Are you working on anything else now?
I have a few different kinds of projects that are in various stages of development and there’s a couple of things that I wrote or co-wrote that I’m just trying to mount as a producer and bring in new filmmaker voices and help usher them, to the best of my ability. And then, there’s a couple that I’ve written, that I’ll be directing. It’s just a matter of time. When things are safely back up and running and I’m just trying to get everything in a good enough shape so that when the starter gun goes off, we’re off to the races.
I noticed there is one listed on the IMDb, about Julius Caesar?
That was a script that I co-wrote with a friend of mine in 2012. And it’s a really fun, sort of Spartacus meets Papillon meets 300, kind of… This is based on a true anecdote, a young Julius Caesar and his men are kidnapped by Cilician pirates. The first, sort of, pirates of the high seas back in Ancient Rome and they get imprisoned on this prison island and they have to stage this revolt and escape. Fun, action, adventure movie. Sword and sandal throwback that could launch a Julius Caesar Batman Begins trilogy.

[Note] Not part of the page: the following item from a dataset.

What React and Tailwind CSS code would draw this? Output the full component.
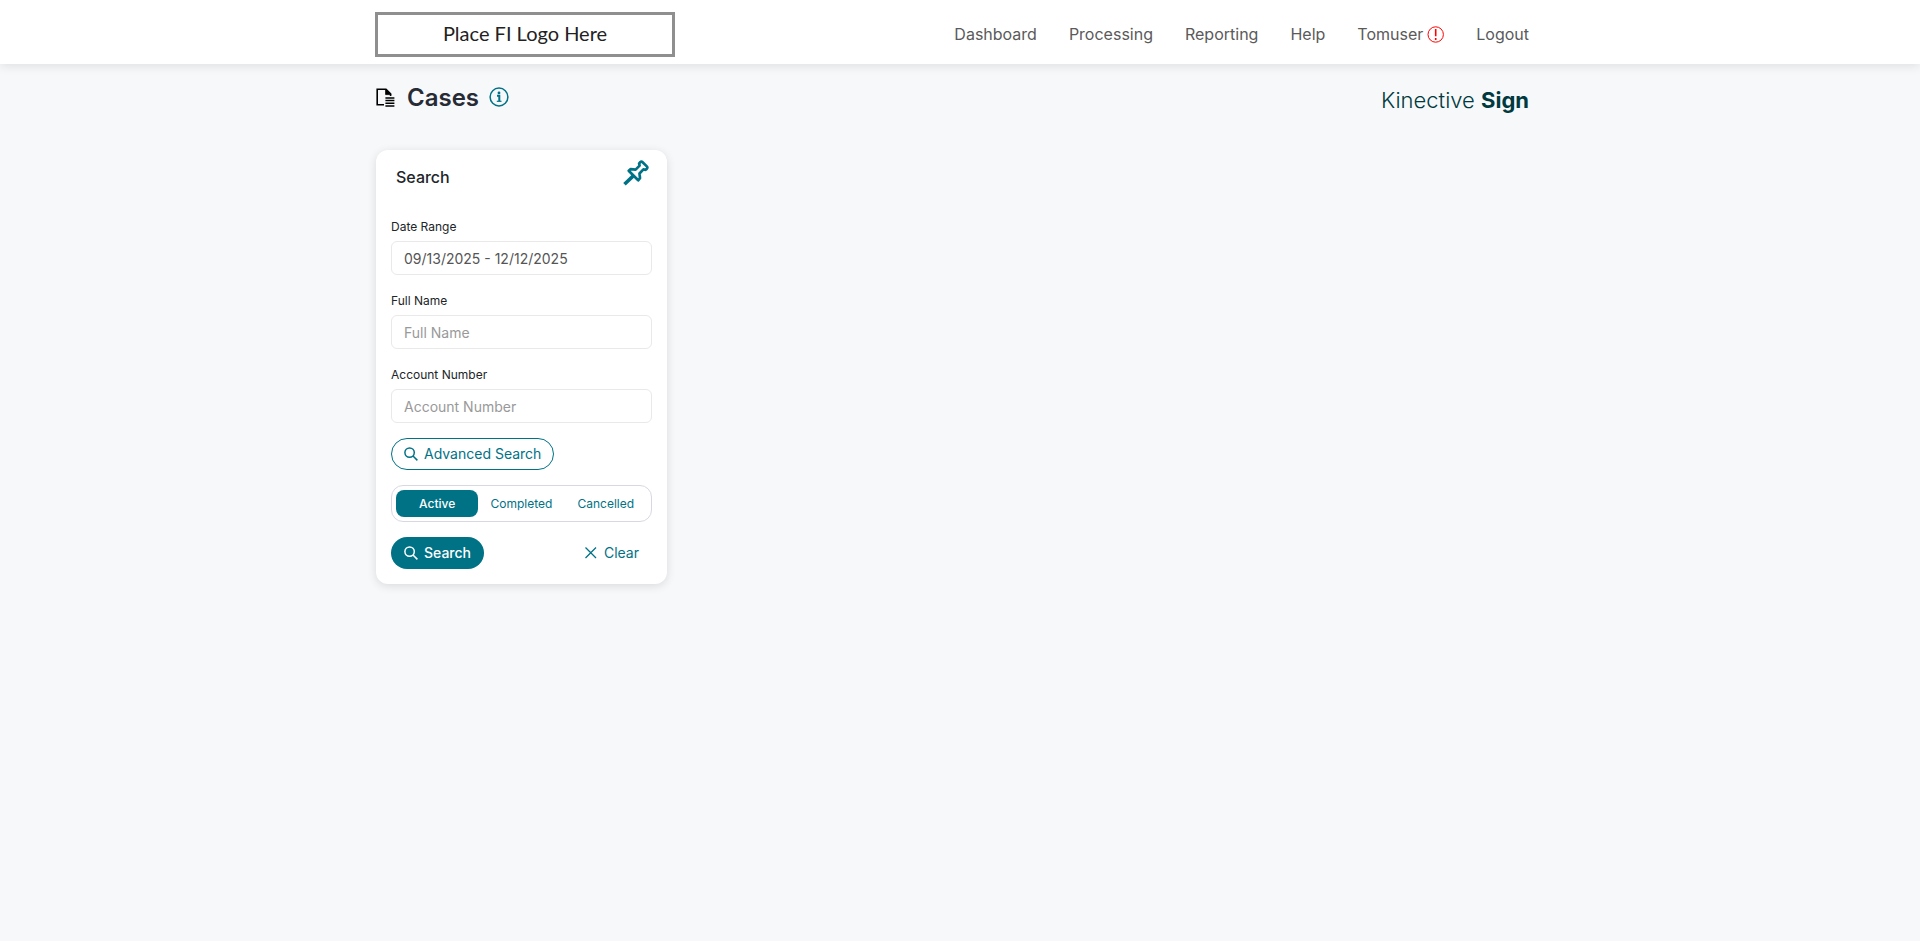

I’d love to see it made at some point. Mark Wahlberg and his producing partner were involved for a little while, but now it’s just one of those things that sort of floats out there and maybe if I get into a good enough position at some point, I can try to get it made.
Would you be interested in bigger scale spectacle, star movies?
Yeah, one of the scripts that I recently wrote and finished is a much bigger studio spectacle film. It’s got a mix of science fiction and supernatural, and it would require a much bigger budget and it would really feel, in a lot of ways, like a 180. I would love to make a big piece of Popcorn Entertainment, stuff I grew up consuming. I have a lot of ideas in that space, but I also want it to be something that’s personal to me and something that feels original. So, we’ll see if I get to make that one. It’s not based on anything, so those are a little bit harder to get made at the studio level these days. Usually there’s IP that has to be a part of it, but we’ll see, we’ll see.
Chemical Hearts is streaming on Prime Video now.